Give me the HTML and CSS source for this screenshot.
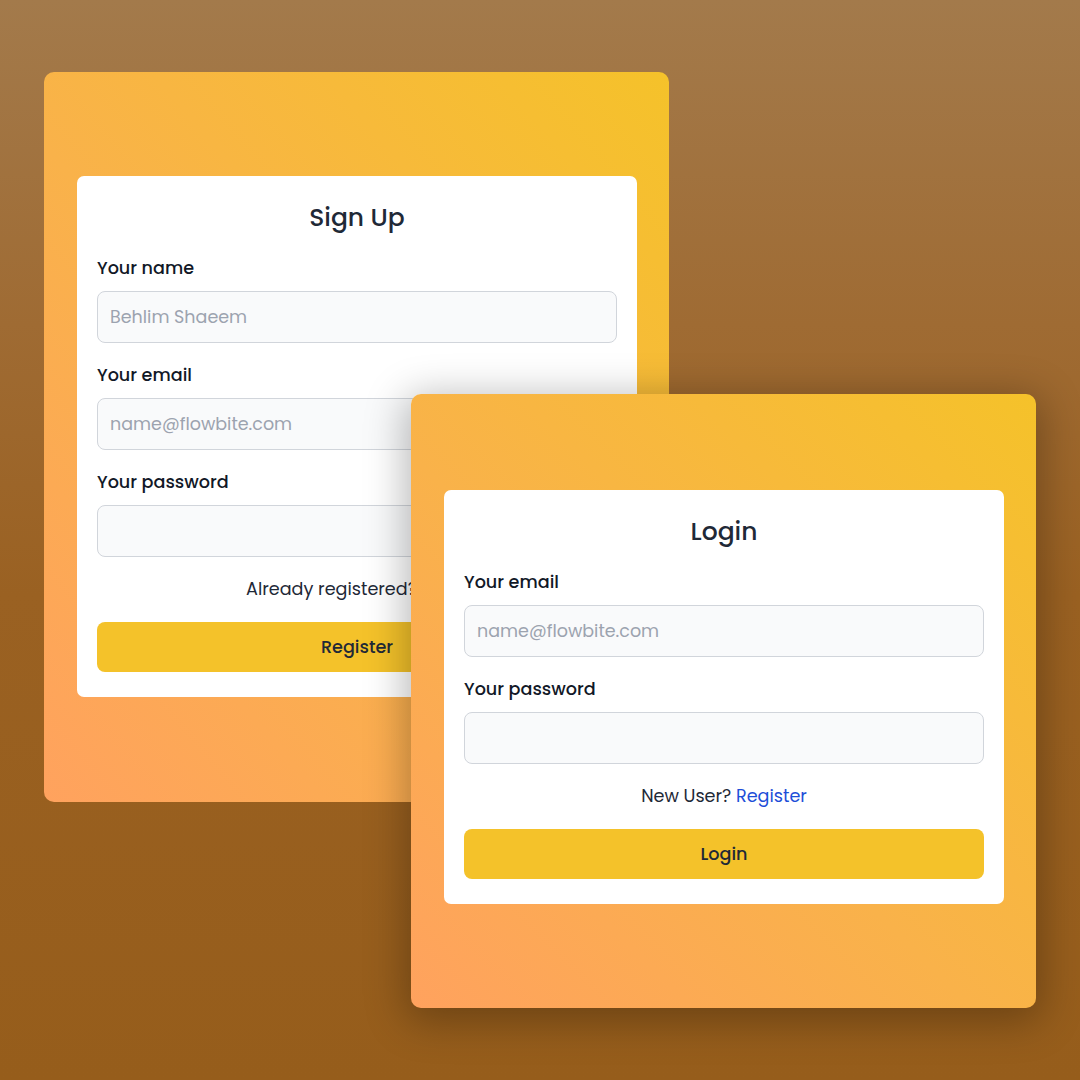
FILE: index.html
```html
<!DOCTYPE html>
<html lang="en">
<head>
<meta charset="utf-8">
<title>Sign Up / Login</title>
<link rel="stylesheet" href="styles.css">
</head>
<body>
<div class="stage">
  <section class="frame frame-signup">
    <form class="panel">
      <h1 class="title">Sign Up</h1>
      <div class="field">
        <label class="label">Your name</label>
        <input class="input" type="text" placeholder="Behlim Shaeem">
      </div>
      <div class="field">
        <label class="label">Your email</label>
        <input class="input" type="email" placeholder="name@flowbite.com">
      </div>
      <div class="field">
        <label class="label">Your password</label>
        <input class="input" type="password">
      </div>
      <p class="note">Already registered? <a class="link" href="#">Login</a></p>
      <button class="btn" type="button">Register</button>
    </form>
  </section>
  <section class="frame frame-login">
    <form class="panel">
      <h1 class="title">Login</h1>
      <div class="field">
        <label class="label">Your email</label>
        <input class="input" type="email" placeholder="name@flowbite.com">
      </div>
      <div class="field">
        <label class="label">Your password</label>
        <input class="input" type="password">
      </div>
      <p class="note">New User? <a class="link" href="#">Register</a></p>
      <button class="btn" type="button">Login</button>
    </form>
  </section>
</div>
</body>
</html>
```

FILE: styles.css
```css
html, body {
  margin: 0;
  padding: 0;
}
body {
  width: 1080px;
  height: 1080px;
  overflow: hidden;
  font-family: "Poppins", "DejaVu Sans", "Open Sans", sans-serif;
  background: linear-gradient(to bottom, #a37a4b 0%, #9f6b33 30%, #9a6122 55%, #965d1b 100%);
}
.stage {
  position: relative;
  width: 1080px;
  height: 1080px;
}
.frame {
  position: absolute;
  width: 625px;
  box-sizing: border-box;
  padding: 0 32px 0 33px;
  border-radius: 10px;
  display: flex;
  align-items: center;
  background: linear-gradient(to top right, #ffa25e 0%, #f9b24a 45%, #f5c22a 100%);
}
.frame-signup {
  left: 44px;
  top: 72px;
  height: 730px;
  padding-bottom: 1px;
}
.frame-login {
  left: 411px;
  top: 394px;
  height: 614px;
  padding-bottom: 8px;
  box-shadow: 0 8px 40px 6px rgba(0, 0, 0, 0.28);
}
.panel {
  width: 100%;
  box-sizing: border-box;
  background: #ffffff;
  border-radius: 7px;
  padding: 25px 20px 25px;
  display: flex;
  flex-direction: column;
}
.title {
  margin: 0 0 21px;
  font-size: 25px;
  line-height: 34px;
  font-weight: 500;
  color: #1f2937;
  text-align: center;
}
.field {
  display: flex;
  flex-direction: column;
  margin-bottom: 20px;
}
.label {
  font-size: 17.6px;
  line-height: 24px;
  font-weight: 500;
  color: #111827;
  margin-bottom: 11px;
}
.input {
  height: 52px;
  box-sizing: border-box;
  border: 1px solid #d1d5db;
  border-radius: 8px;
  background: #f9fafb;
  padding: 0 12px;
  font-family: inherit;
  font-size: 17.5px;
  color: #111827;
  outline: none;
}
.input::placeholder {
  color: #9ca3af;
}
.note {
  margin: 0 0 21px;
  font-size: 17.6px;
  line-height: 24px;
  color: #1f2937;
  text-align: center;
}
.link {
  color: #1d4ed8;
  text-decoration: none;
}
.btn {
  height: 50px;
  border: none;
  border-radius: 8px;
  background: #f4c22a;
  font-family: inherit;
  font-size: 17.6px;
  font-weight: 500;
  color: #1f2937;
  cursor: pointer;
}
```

◆ ◆ ◆

YOUR GOAL:
Give back every line exactly as it stands, pictures excluded.

RESULT FOR THIS TASK:
Give me the HTML and CSS source for this screenshot.
FILE: index.html
```html
<!DOCTYPE html>
<html lang="en">
<head>
<meta charset="utf-8">
<title>Sign Up / Login</title>
<link rel="stylesheet" href="styles.css">
</head>
<body>
<div class="stage">
  <section class="frame frame-signup">
    <form class="panel">
      <h1 class="title">Sign Up</h1>
      <div class="field">
        <label class="label">Your name</label>
        <input class="input" type="text" placeholder="Behlim Shaeem">
      </div>
      <div class="field">
        <label class="label">Your email</label>
        <input class="input" type="email" placeholder="name@flowbite.com">
      </div>
      <div class="field">
        <label class="label">Your password</label>
        <input class="input" type="password">
      </div>
      <p class="note">Already registered? <a class="link" href="#">Login</a></p>
      <button class="btn" type="button">Register</button>
    </form>
  </section>
  <section class="frame frame-login">
    <form class="panel">
      <h1 class="title">Login</h1>
      <div class="field">
        <label class="label">Your email</label>
        <input class="input" type="email" placeholder="name@flowbite.com">
      </div>
      <div class="field">
        <label class="label">Your password</label>
        <input class="input" type="password">
      </div>
      <p class="note">New User? <a class="link" href="#">Register</a></p>
      <button class="btn" type="button">Login</button>
    </form>
  </section>
</div>
</body>
</html>
```

FILE: styles.css
```css
html, body {
  margin: 0;
  padding: 0;
}
body {
  width: 1080px;
  height: 1080px;
  overflow: hidden;
  font-family: "Poppins", "DejaVu Sans", "Open Sans", sans-serif;
  background: linear-gradient(to bottom, #a37a4b 0%, #9f6b33 30%, #9a6122 55%, #965d1b 100%);
}
.stage {
  position: relative;
  width: 1080px;
  height: 1080px;
}
.frame {
  position: absolute;
  width: 625px;
  box-sizing: border-box;
  padding: 0 32px 0 33px;
  border-radius: 10px;
  display: flex;
  align-items: center;
  background: linear-gradient(to top right, #ffa25e 0%, #f9b24a 45%, #f5c22a 100%);
}
.frame-signup {
  left: 44px;
  top: 72px;
  height: 730px;
  padding-bottom: 1px;
}
.frame-login {
  left: 411px;
  top: 394px;
  height: 614px;
  padding-bottom: 8px;
  box-shadow: 0 8px 40px 6px rgba(0, 0, 0, 0.28);
}
.panel {
  width: 100%;
  box-sizing: border-box;
  background: #ffffff;
  border-radius: 7px;
  padding: 25px 20px 25px;
  display: flex;
  flex-direction: column;
}
.title {
  margin: 0 0 21px;
  font-size: 25px;
  line-height: 34px;
  font-weight: 500;
  color: #1f2937;
  text-align: center;
}
.field {
  display: flex;
  flex-direction: column;
  margin-bottom: 20px;
}
.label {
  font-size: 17.6px;
  line-height: 24px;
  font-weight: 500;
  color: #111827;
  margin-bottom: 11px;
}
.input {
  height: 52px;
  box-sizing: border-box;
  border: 1px solid #d1d5db;
  border-radius: 8px;
  background: #f9fafb;
  padding: 0 12px;
  font-family: inherit;
  font-size: 17.5px;
  color: #111827;
  outline: none;
}
.input::placeholder {
  color: #9ca3af;
}
.note {
  margin: 0 0 21px;
  font-size: 17.6px;
  line-height: 24px;
  color: #1f2937;
  text-align: center;
}
.link {
  color: #1d4ed8;
  text-decoration: none;
}
.btn {
  height: 50px;
  border: none;
  border-radius: 8px;
  background: #f4c22a;
  font-family: inherit;
  font-size: 17.6px;
  font-weight: 500;
  color: #1f2937;
  cursor: pointer;
}
```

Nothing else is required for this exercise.